Polling is dead simple and works everywhere, at the cost of only seeing the net change between two reads. WAL decoding is complete — PostgreSQL buffers every change in a replication slot until tabletail reads it — at the cost of server configuration. Offering both, and being clear about why, is the point.

Replication slots are cleaned up, hard. An orphaned logical slot makes a server retain WAL forever. tabletail's slot is created TEMPORARY (PostgreSQL drops it automatically when the session ends, even on a crash) and dropped explicitly on exit. Both paths are tested.

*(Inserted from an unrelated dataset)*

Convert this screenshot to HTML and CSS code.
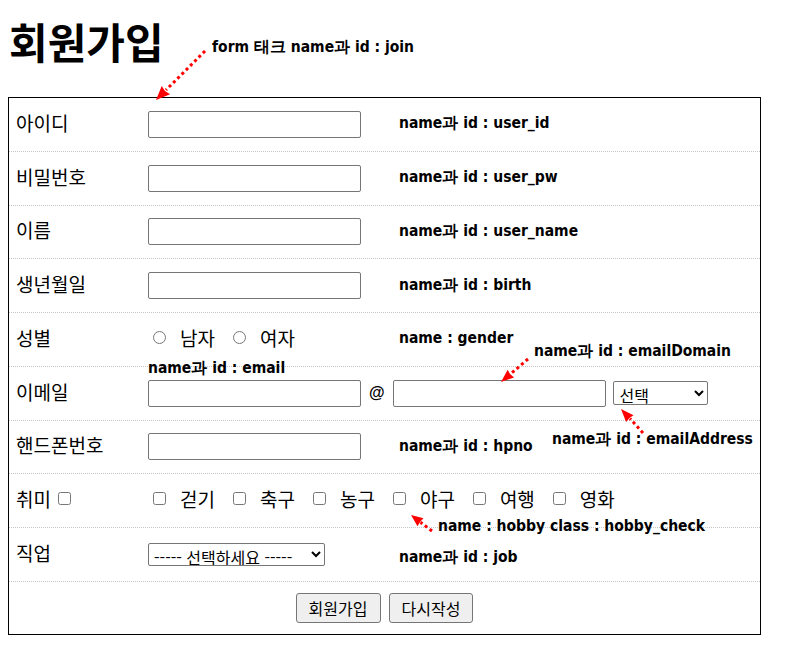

Snapshots are plain, readable JSON. Values are stored as JSON primitives, so a snapshot file is human-readable and an in-memory snapshot compares identically to one round-tripped through disk.

Requirements

  • Python 3.11+
  • PostgreSQL (any reasonably recent version)
  • For --mode wal: wal_level = logical, the REPLICATION privilege (or superuser), and the wal2json output plugin if installed — otherwise tabletail falls back to test_decoding, which ships with stock PostgreSQL.

Limitations

  • Both tail modes match rows by primary key; a table without one can't be tailed or diffed.
  • Polling sees the net change per interval — a row inserted and deleted between two polls is missed. Use --mode wal when you need every change.
  • --where is not supported in --mode wal.

Try it locally

A demo PostgreSQL with a seeded orders table is included:

docker compose -f examples/docker-compose.yml up -d
export DATABASE_URL=postgres://demo:demo@localhost:5433/demo

tabletail tail --table orders --interval 1
# In another terminal, drive some changes:
bash examples/demo.sh

Development

pip install -e ".[dev]"
ruff check .
pytest                    # set TABLETAIL_TEST_DSN, or rely on the demo above

python docs/generate_assets.py   # regenerate the README images from real output

License

MIT © Dan Morcov

About

tail -f and git diff, but for PostgreSQL tables — watch a table change live, or diff two snapshots. Read-only, one command, beautiful terminal output.